At this time, the LA Fire Department says containment slow due to continuous high winds and dry conditions. One person has reportedly died from cardiac arrest, as a direct result of the fires.
The second fire is the Sandalwood fire in Riverside and San Bernardino County which started mid-afternoon on Thursday. This 7,500-acre fire has burned over 70 homes, and is still at less than 20 percent containment.
And the latest flareup is the El Sereno fire, which is burning just a few miles from Downtown Los Angeles. This fire is burning aggressively, fanned by 70-mile per hour gusty winds.
These photos and video, taken by a Filipino American resident of the area, were taken early morning. It shows how close the flames are to residential roads and homes.
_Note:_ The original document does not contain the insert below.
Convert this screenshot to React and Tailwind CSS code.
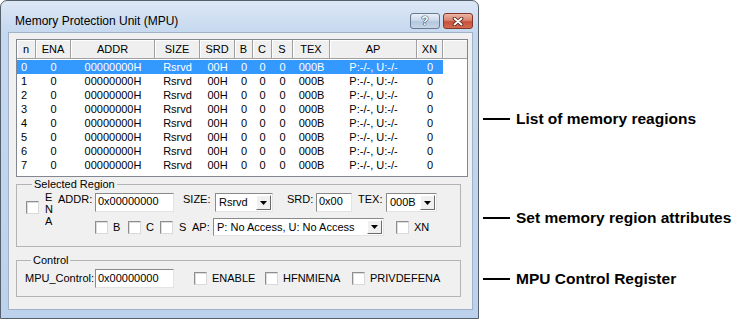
import React from 'react';

const COLS = [
  { h: 'n', w: 'w-[19px]' },
  { h: 'ENA', w: 'w-[35px]' },
  { h: 'ADDR', w: 'w-[84px]' },
  { h: 'SIZE', w: 'w-[45px]' },
  { h: 'SRD', w: 'w-[35px]' },
  { h: 'B', w: 'w-[18px]' },
  { h: 'C', w: 'w-[19px]' },
  { h: 'S', w: 'w-[21px]' },
  { h: 'TEX', w: 'w-[37px]' },
  { h: 'AP', w: 'w-[87px]' },
  { h: 'XN', w: 'w-[26px]' },
];

const ROW = ['0', '00000000H', 'Rsrvd', '00H', '0', '0', '0', '000B', 'P:-/-, U:-/-', '0'];

const Check = ({ className = '' }) => (
  <span
    className={`block w-[13px] h-[13px] shrink-0 bg-white border border-t-[#8e8e8e] border-l-[#8e8e8e] border-b-[#d9d9d9] border-r-[#d9d9d9] shadow-[inset_1px_1px_0_#dcdcdc] ${className}`}
  />
);

const Edit = ({ className = '', value }) => (
  <div
    className={`h-[19px] shrink-0 bg-white border border-t-[#8a8a8a] border-l-[#8a8a8a] border-b-[#e3e3e3] border-r-[#e3e3e3] pl-[2px] pt-[1px] leading-[13px] whitespace-nowrap ${className}`}
  >
    {value}
  </div>
);

const Combo = ({ className = '', value }) => (
  <div
    className={`flex shrink-0 bg-white border border-t-[#8a8a8a] border-l-[#8a8a8a] border-b-[#e3e3e3] border-r-[#e3e3e3] p-[1px] ${className}`}
  >
    <div className="flex-1 pl-[2px] flex items-center overflow-hidden whitespace-nowrap">{value}</div>
    <div className="w-[15px] h-full bg-[#f0f0f0] border border-t-white border-l-white border-b-[#6b6b6b] border-r-[#6b6b6b] flex items-center justify-center">
      <svg width="7" height="4" viewBox="0 0 7 4">
        <path d="M0 0H7L3.5 4Z" fill="#000" />
      </svg>
    </div>
  </div>
);

const Callout = ({ text, className = '' }) => (
  <div className={`flex items-center h-[16px] ${className}`}>
    <span className="block w-[27px] h-[2px] bg-black" />
    <span className="ml-[6px] text-[15.5px] font-bold leading-[16px] whitespace-nowrap text-black">{text}</span>
  </div>
);

export default function App() {
  return (
    <div className="w-[737px] h-[320px] bg-white flex items-start overflow-hidden font-['Liberation_Sans',Arial,sans-serif] text-black">
      {/* dialog window */}
      <div className="w-[479px] h-[319px] shrink-0 flex flex-col border border-[#56606d] rounded-t-[7px] bg-[linear-gradient(to_bottom,#dce7f5,#c5d8ef_32px,#bcd2ec)] pl-[7px] pr-[5px] pb-[8px]">
        <div className="h-[31px] flex items-start pt-[12px] pl-[7px]">
          <div className="flex-1 text-[12px] leading-[16px] whitespace-nowrap">Memory Protection Unit (MPU)</div>
          <div className="w-[30px] h-[16px] rounded-[3px] border border-[#6a7a8e] bg-[linear-gradient(to_bottom,#e8eff8,#cddaea_45%,#b4c7de_55%,#c6d6e8)] flex items-center justify-center">
            <span className="text-white font-bold text-[12px] leading-none [text-shadow:0_0_1px_#22324a,0_0_1px_#22324a,0_0_1px_#22324a]">?</span>
          </div>
          <div className="ml-[3px] w-[30px] h-[16px] rounded-[3px] border border-[#83352a] bg-[linear-gradient(to_bottom,#ebb6a6,#da8470_45%,#c8513c_55%,#d36c52)] flex items-center justify-center">
            <svg width="12" height="9" viewBox="0 0 12 9">
              <path d="M2.5 1.5L9.5 7.5M9.5 1.5L2.5 7.5" stroke="#4a1a12" strokeWidth="3.6" strokeLinecap="round" />
              <path d="M2.5 1.5L9.5 7.5M9.5 1.5L2.5 7.5" stroke="#fff" strokeWidth="2" strokeLinecap="round" />
            </svg>
          </div>
        </div>

        {/* client area */}
        <div className="flex-1 bg-[#f0f0f0] border border-[#9fb2c8] flex flex-col pl-[7px] pt-[6px] text-[11px]">
          {/* list of regions */}
          <div className="w-[452px] h-[138px] shrink-0 border border-[#828790] bg-white overflow-hidden flex flex-col">
            <div className="flex h-[19px] shrink-0">
              {COLS.map((c) => (
                <div
                  key={c.h}
                  className={`${c.w} h-full flex items-center justify-center bg-[#efefef] border-r border-b border-[#a0a0a0] shadow-[inset_1px_1px_0_#fff]`}
                >
                  {c.h}
                </div>
              ))}
              <div className="flex-1 h-full bg-[#efefef] border-b border-[#a0a0a0] shadow-[inset_1px_1px_0_#fff]" />
            </div>
            <div className="pt-[1px]">
              {[0, 1, 2, 3, 4, 5, 6, 7].map((i) => (
                <div
                  key={i}
                  className={`flex w-[426px] h-[14px] leading-[14px] ${i === 0 ? 'bg-[#3399ff] text-white' : ''}`}
                >
                  <div className="w-[19px] pl-[4px]">{i}</div>
                  {ROW.map((v, j) => (
                    <div key={j} className={`${COLS[j + 1].w} text-center whitespace-nowrap`}>
                      {v}
                    </div>
                  ))}
                </div>
              ))}
            </div>
          </div>

          {/* selected region */}
          <fieldset className="w-[445px] mt-[1px] border border-[#b4b4b4] pl-[9px] pb-[10px]">
            <legend className="ml-[6px] px-[2px] leading-[13px]">Selected Region</legend>
            <div className="flex items-start">
              <div className="flex items-start">
                <Check className="mt-[10px]" />
                <div className="ml-[6px] w-[8px] leading-[12px]">
                  E<br />N<br />A
                </div>
              </div>
              <div className="ml-[5px] flex flex-col">
                <div className="flex items-start h-[19px] mt-[2px]">
                  <span className="w-[37px] leading-[12px]">ADDR:</span>
                  <Edit className="w-[79px]" value="0x00000000" />
                  <span className="ml-[9px] w-[32px] leading-[12px]">SIZE:</span>
                  <Combo className="w-[58px] h-[19px]" value="Rsrvd" />
                  <span className="ml-[14px] w-[29px] leading-[12px]">SRD:</span>
                  <Edit className="w-[36px]" value="0x00" />
                  <span className="ml-[6px] w-[28px] leading-[12px]">TEX:</span>
                  <Combo className="w-[51px] h-[19px]" value="000B" />
                </div>
                <div className="flex items-center h-[18px] mt-[6px]">
                  <Check className="ml-[37px]" />
                  <span className="ml-[5px] w-[15px]">B</span>
                  <Check />
                  <span className="ml-[5px] w-[14px]">C</span>
                  <Check />
                  <span className="ml-[6px] w-[13px]">S</span>
                  <span className="w-[21px]">AP:</span>
                  <Combo className="w-[171px] h-[18px]" value="P: No Access, U: No Access" />
                  <Check className="ml-[12px]" />
                  <span className="ml-[5px]">XN</span>
                </div>
              </div>
            </div>
          </fieldset>

          {/* control register */}
          <fieldset className="w-[445px] mt-[7px] border border-[#b4b4b4] pl-[8px] pb-[8px]">
            <legend className="ml-[6px] px-[2px] leading-[13px]">Control</legend>
            <div className="flex items-center h-[19px] mt-[2px]">
              <span className="w-[70px] whitespace-nowrap">MPU_Control:</span>
              <Edit className="w-[79px] pt-[2px]" value="0x00000000" />
              <Check className="ml-[20px]" />
              <span className="ml-[5px] w-[53px]">ENABLE</span>
              <Check />
              <span className="ml-[5px] w-[69px]">HFNMIENA</span>
              <Check />
              <span className="ml-[5px]">PRIVDEFENA</span>
            </div>
          </fieldset>
        </div>
      </div>

      {/* annotations */}
      <div className="flex flex-col pl-[4px] pt-[111px]">
        <Callout text="List of memory reagions" />
        <Callout className="mt-[83px]" text="Set memory region attributes" />
        <Callout className="mt-[45px]" text="MPU Control Register" />
      </div>
    </div>
  );
}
Joe Arciaga, who lives a couple of miles from the fire line, says he and his family have been on full alert—ready for whatever may happen.
“It was hard to sleep last night because of all the fire trucks and police cars going up and down the street where I live. The air is pretty acrid right now. This is a reality for us Filipino Americans here living in the San Fernando Valley, Santa Clarita Valley
Many of the major freeways — the 5, 210, 118 and dozens of local roads — have been shutdown. School districts in the area have also announced school cancelations, urging families to head to safety.
The powerful Santa Ana winds, gusting at over 70 miles an hour, also caused the fires in Fontana and Calimesa yesterday. Those fires torched over 70 homes and burned over 500 acres.
Fire officials say they are hopeful that by the weekend, with the forecast of increased humidity and moderate temperatures may help them contain the fire.
But for now, the battle to save homes and lives continues.